Edward Frederick Lindley Wood, 1st Earl of Halifax was a senior British politician of the 1930s who held several senior ministerial posts and was Foreign Secretary between 1938 and 1940. He was one of the architects of the policy of appeasement of Adolf Hitler in 1936–38. However, after the German occupation of Czechoslovakia in March 1939, he was one of those who pushed for a new policy of attempting to deter further German aggression by promising to go to war to defend Poland.

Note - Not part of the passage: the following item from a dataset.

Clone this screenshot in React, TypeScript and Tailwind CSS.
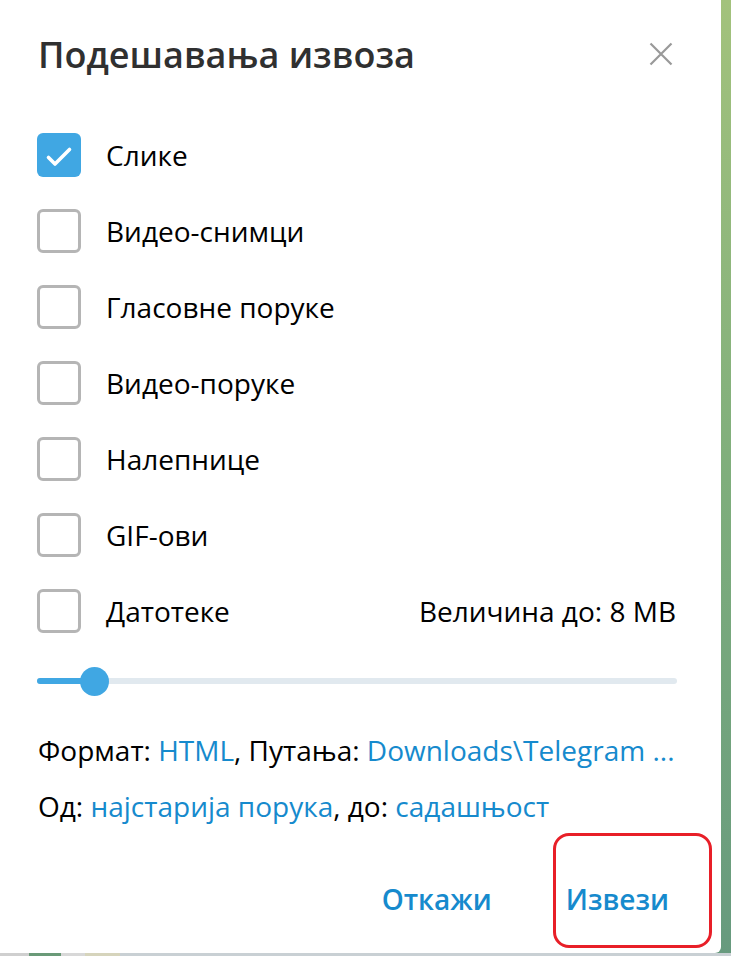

Halifax accepted an invitation from Hermann Göring to go to a hunting exhibition in Berlin and hunt foxes in Pomerania in November 1937 (see picture); he was regarded as acting on behalf of the British government to renew dialogue with the German government.

On being taken to meet Adolf Hitler at Berchtesgaden, Halifax almost created an incident by nearly handing his coat to him, believing him to be a footman:

"As I looked out of the car window, on eye level, I saw in the middle of this swept path a pair of black trousered legs, finishing up in silk socks and pumps. I assumed this was a footman who had come down to help me out of the car and up the steps and was proceeding in leisurely fashion to get myself out of the car when I heard von Neurath or somebody throwing a hoarse whisper at my ear of 'Der Führer, der Führer'; and it then dawned upon me that the legs were not the legs of a footman, but of Hitler."

A long and barbed meeting with the Führer then ensued.